◆ **EXERCISE BRIEF**
Carry none of the pictures over; write out the complete data exactly.

[Start]

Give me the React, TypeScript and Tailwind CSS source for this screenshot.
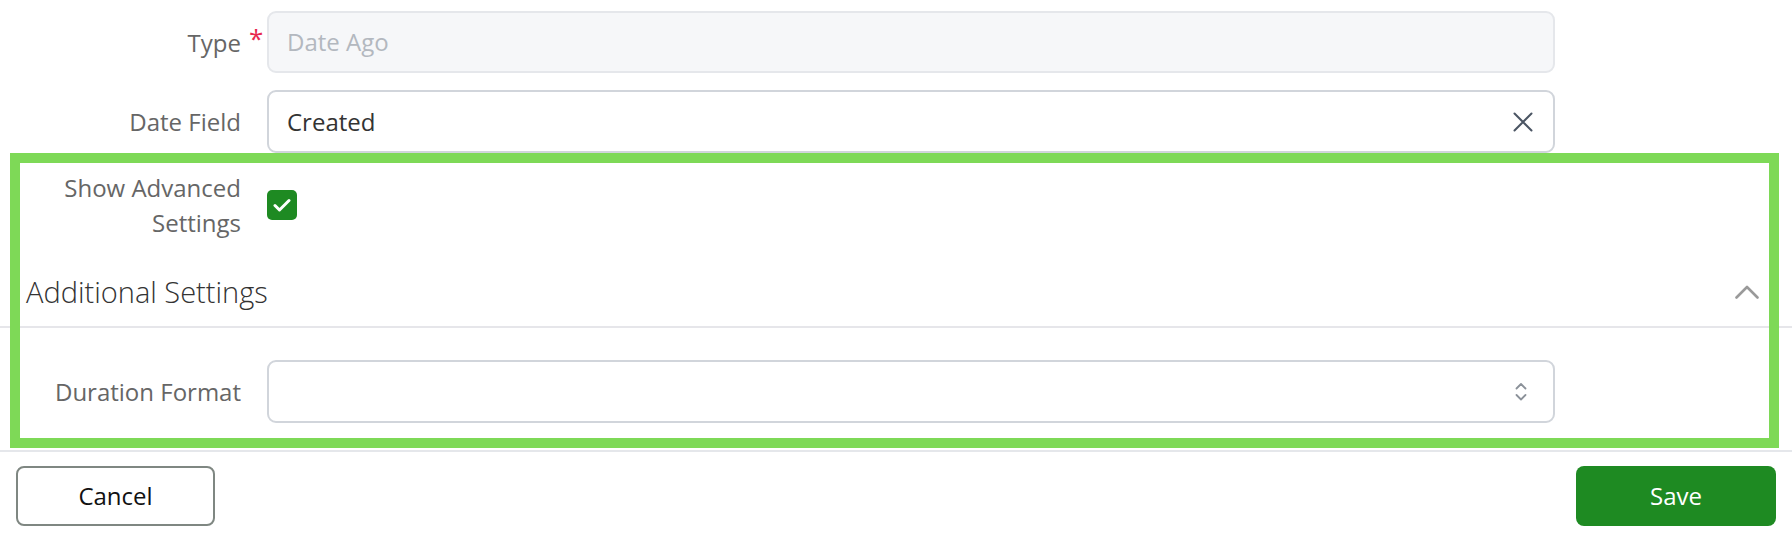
import React from 'react';

// Date Ago field settings form, annotated with a highlight frame

function ClearIcon() {
  return (
    <svg width="20" height="20" viewBox="0 0 20 20" fill="none">
      <path d="M1.5 1.5l17 17M18.5 1.5l-17 17" stroke="#4b5563" strokeWidth="2" strokeLinecap="round" />
    </svg>
  );
}

function UpDownIcon() {
  return (
    <svg width="12" height="22" viewBox="0 0 12 22" fill="none">
      <path d="M1.5 7.5L6 3l4.5 4.5" stroke="#8b9199" strokeWidth="1.8" strokeLinecap="round" strokeLinejoin="round" />
      <path d="M1.5 14L6 18.5l4.5-4.5" stroke="#8b9199" strokeWidth="1.8" strokeLinecap="round" strokeLinejoin="round" />
    </svg>
  );
}

function CollapseIcon() {
  return (
    <svg width="24" height="14" viewBox="0 0 24 14" fill="none">
      <path d="M1.5 12.5L12 2l10.5 10.5" stroke="#9a9a9a" strokeWidth="2.6" strokeLinecap="round" strokeLinejoin="round" />
    </svg>
  );
}

function FieldRow({ label, required, children }: { label: React.ReactNode; required?: boolean; children: React.ReactNode }) {
  return (
    <div className="grid grid-cols-[241px_1288px] gap-x-[26px] items-center">
      <div className="relative text-right text-[24px] leading-[35px] text-[#666666]">
        {label}
        {required && (
          <span className="absolute left-[249px] top-[-4px] text-[26px] leading-[35px] text-[#e8284e]">*</span>
        )}
      </div>
      {children}
    </div>
  );
}

export default function App() {
  return (
    <div className="relative w-[1792px] h-[536px] overflow-hidden bg-white font-['Open_Sans',sans-serif]">
      <div className="flex flex-col pt-[11px]">
        <div className="flex flex-col gap-[17px]">
          <FieldRow label="Type" required>
            <div className="h-[62px] flex items-center px-[18px] rounded-[9px] border-2 border-[#e5e7eb] bg-[#f6f7f9] text-[24px] text-[#b3b8bf]">
              Date Ago
            </div>
          </FieldRow>

          <FieldRow label="Date Field">
            <div className="h-[63px] flex items-center justify-between pl-[18px] pr-[20px] rounded-[9px] border-2 border-[#d1d5db] bg-white text-[24px] text-[#333333]">
              <span>Created</span>
              <ClearIcon />
            </div>
          </FieldRow>

          <FieldRow label={<>Show Advanced<br />Settings</>}>
            <div>
              <div className="w-[30px] h-[30px] rounded-[5px] bg-[#1e8a22] flex items-center justify-center">
                <svg width="18" height="14" viewBox="0 0 18 14" fill="none">
                  <path d="M2 7.5l4.5 4.5L16 2.5" stroke="#ffffff" strokeWidth="3" strokeLinecap="round" strokeLinejoin="round" />
                </svg>
              </div>
            </div>
          </FieldRow>
        </div>

        {/* Additional settings accordion */}
        <div className="mt-[17px] h-[71px] flex items-center justify-between pl-[26px] pr-[33px] border-b-2 border-[#e6e6ea]">
          <span className="text-[29px] leading-[40px] font-light text-[#333333]">Additional Settings</span>
          <CollapseIcon />
        </div>

        <div className="mt-[32px]">
          <FieldRow label="Duration Format">
            <div className="h-[63px] flex items-center justify-end pr-[26px] rounded-[9px] border-2 border-[#d1d5db] bg-white">
              <UpDownIcon />
            </div>
          </FieldRow>
        </div>

        {/* Footer */}
        <div className="mt-[27px] border-t-2 border-[#e5e7eb] flex items-center justify-between px-[16px] pt-[14px]">
          <button className="w-[199px] h-[60px] rounded-[8px] border-2 border-[#7f8782] bg-white text-[24px] text-[#111111]">
            Cancel
          </button>
          <button className="w-[200px] h-[60px] rounded-[8px] bg-[#1e8a22] text-[24px] text-white">
            Save
          </button>
        </div>
      </div>

      {/* Highlight frame */}
      <div className="absolute left-[10px] top-[153px] w-[1769px] h-[295px] border-[10px] border-[#7ed957] pointer-events-none" />
    </div>
  );
}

[End]

◆ **ANSWER**
Give me the React, TypeScript and Tailwind CSS source for this screenshot.
import React from 'react';

// Date Ago field settings form, annotated with a highlight frame

function ClearIcon() {
  return (
    <svg width="20" height="20" viewBox="0 0 20 20" fill="none">
      <path d="M1.5 1.5l17 17M18.5 1.5l-17 17" stroke="#4b5563" strokeWidth="2" strokeLinecap="round" />
    </svg>
  );
}

function UpDownIcon() {
  return (
    <svg width="12" height="22" viewBox="0 0 12 22" fill="none">
      <path d="M1.5 7.5L6 3l4.5 4.5" stroke="#8b9199" strokeWidth="1.8" strokeLinecap="round" strokeLinejoin="round" />
      <path d="M1.5 14L6 18.5l4.5-4.5" stroke="#8b9199" strokeWidth="1.8" strokeLinecap="round" strokeLinejoin="round" />
    </svg>
  );
}

function CollapseIcon() {
  return (
    <svg width="24" height="14" viewBox="0 0 24 14" fill="none">
      <path d="M1.5 12.5L12 2l10.5 10.5" stroke="#9a9a9a" strokeWidth="2.6" strokeLinecap="round" strokeLinejoin="round" />
    </svg>
  );
}

function FieldRow({ label, required, children }: { label: React.ReactNode; required?: boolean; children: React.ReactNode }) {
  return (
    <div className="grid grid-cols-[241px_1288px] gap-x-[26px] items-center">
      <div className="relative text-right text-[24px] leading-[35px] text-[#666666]">
        {label}
        {required && (
          <span className="absolute left-[249px] top-[-4px] text-[26px] leading-[35px] text-[#e8284e]">*</span>
        )}
      </div>
      {children}
    </div>
  );
}

export default function App() {
  return (
    <div className="relative w-[1792px] h-[536px] overflow-hidden bg-white font-['Open_Sans',sans-serif]">
      <div className="flex flex-col pt-[11px]">
        <div className="flex flex-col gap-[17px]">
          <FieldRow label="Type" required>
            <div className="h-[62px] flex items-center px-[18px] rounded-[9px] border-2 border-[#e5e7eb] bg-[#f6f7f9] text-[24px] text-[#b3b8bf]">
              Date Ago
            </div>
          </FieldRow>

          <FieldRow label="Date Field">
            <div className="h-[63px] flex items-center justify-between pl-[18px] pr-[20px] rounded-[9px] border-2 border-[#d1d5db] bg-white text-[24px] text-[#333333]">
              <span>Created</span>
              <ClearIcon />
            </div>
          </FieldRow>

          <FieldRow label={<>Show Advanced<br />Settings</>}>
            <div>
              <div className="w-[30px] h-[30px] rounded-[5px] bg-[#1e8a22] flex items-center justify-center">
                <svg width="18" height="14" viewBox="0 0 18 14" fill="none">
                  <path d="M2 7.5l4.5 4.5L16 2.5" stroke="#ffffff" strokeWidth="3" strokeLinecap="round" strokeLinejoin="round" />
                </svg>
              </div>
            </div>
          </FieldRow>
        </div>

        {/* Additional settings accordion */}
        <div className="mt-[17px] h-[71px] flex items-center justify-between pl-[26px] pr-[33px] border-b-2 border-[#e6e6ea]">
          <span className="text-[29px] leading-[40px] font-light text-[#333333]">Additional Settings</span>
          <CollapseIcon />
        </div>

        <div className="mt-[32px]">
          <FieldRow label="Duration Format">
            <div className="h-[63px] flex items-center justify-end pr-[26px] rounded-[9px] border-2 border-[#d1d5db] bg-white">
              <UpDownIcon />
            </div>
          </FieldRow>
        </div>

        {/* Footer */}
        <div className="mt-[27px] border-t-2 border-[#e5e7eb] flex items-center justify-between px-[16px] pt-[14px]">
          <button className="w-[199px] h-[60px] rounded-[8px] border-2 border-[#7f8782] bg-white text-[24px] text-[#111111]">
            Cancel
          </button>
          <button className="w-[200px] h-[60px] rounded-[8px] bg-[#1e8a22] text-[24px] text-white">
            Save
          </button>
        </div>
      </div>

      {/* Highlight frame */}
      <div className="absolute left-[10px] top-[153px] w-[1769px] h-[295px] border-[10px] border-[#7ed957] pointer-events-none" />
    </div>
  );
}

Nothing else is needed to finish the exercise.